Image of a kid wearing a blue striped sweater, using an ipad.

Children exposed to technology at a very young age are prominent today.

Julián de Zubiría Samper

-Analysis-

BOGOTÁ — A 2021 report from the United States (the Youth Risk Behavior Survey) found that 42% of the country's high-school students persistently felt sad and 22% had thought about suicide. In other words, almost half of the country's young people are living in despair and a fifth of them have thought about killing themselves.

Such chilling figures are unprecedented in history. Many have suggested that this might be the result of the COVID-19 pandemic, but sadly, we can see depression has deeper causes, and the pandemic merely illustrated its complexity.

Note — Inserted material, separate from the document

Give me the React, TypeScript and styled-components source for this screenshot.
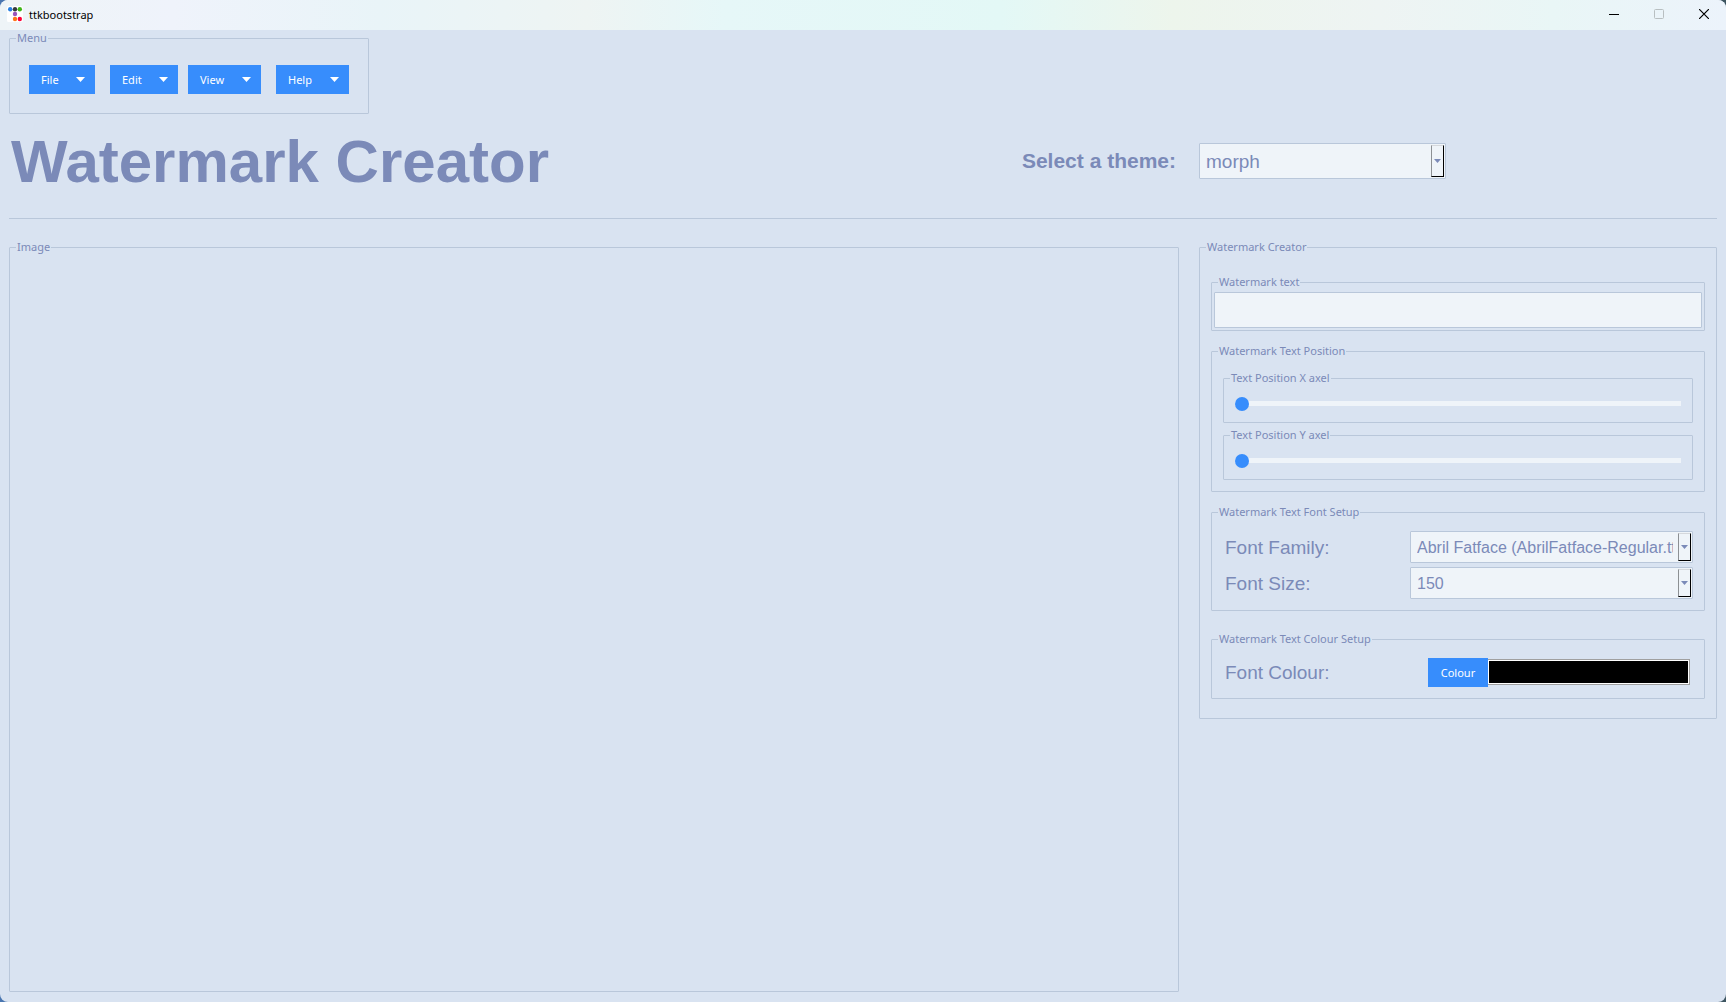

I have written before on possible links between severe depression and the time young people spend on social media. But this is just one aspect of the problem. Today, young people suffer frequent and intense emotional crises, and not just for all the hours spent staring at a screen. Another, possibly more important cause may lie in changes to the family composition and authority patterns at home.

Firstly: Families today have fewer members, who communicate less among themselves.

Young people marry at a later age, have fewer children and many opt for personal projects and pets instead of having children. Families are more diverse and flexible. In many countries, the number of children per woman is close to or less than one (Singapore, Taiwan, South Korea, Hong Kong among others).

In Colombia, women have on average 1.9 children, compared to 7.6 in 1970. Worldwide, women aged 15 to 49 years have on average 2.4 children, or half the average figure for 1970. The changes are much more pronounced in cities and among middle and upper-income groups.

Of further concern today is the decline in communication time at home, notably between parents and children. This is difficult to quantify, but reasons may include fewer household members, pervasive use of screens, mothers going to work, microwave ovens that have eliminated family cooking and meals and, thanks to new technologies, an increase in time spent on work, even at home. Our society is addicted to work and devotes little time to minors.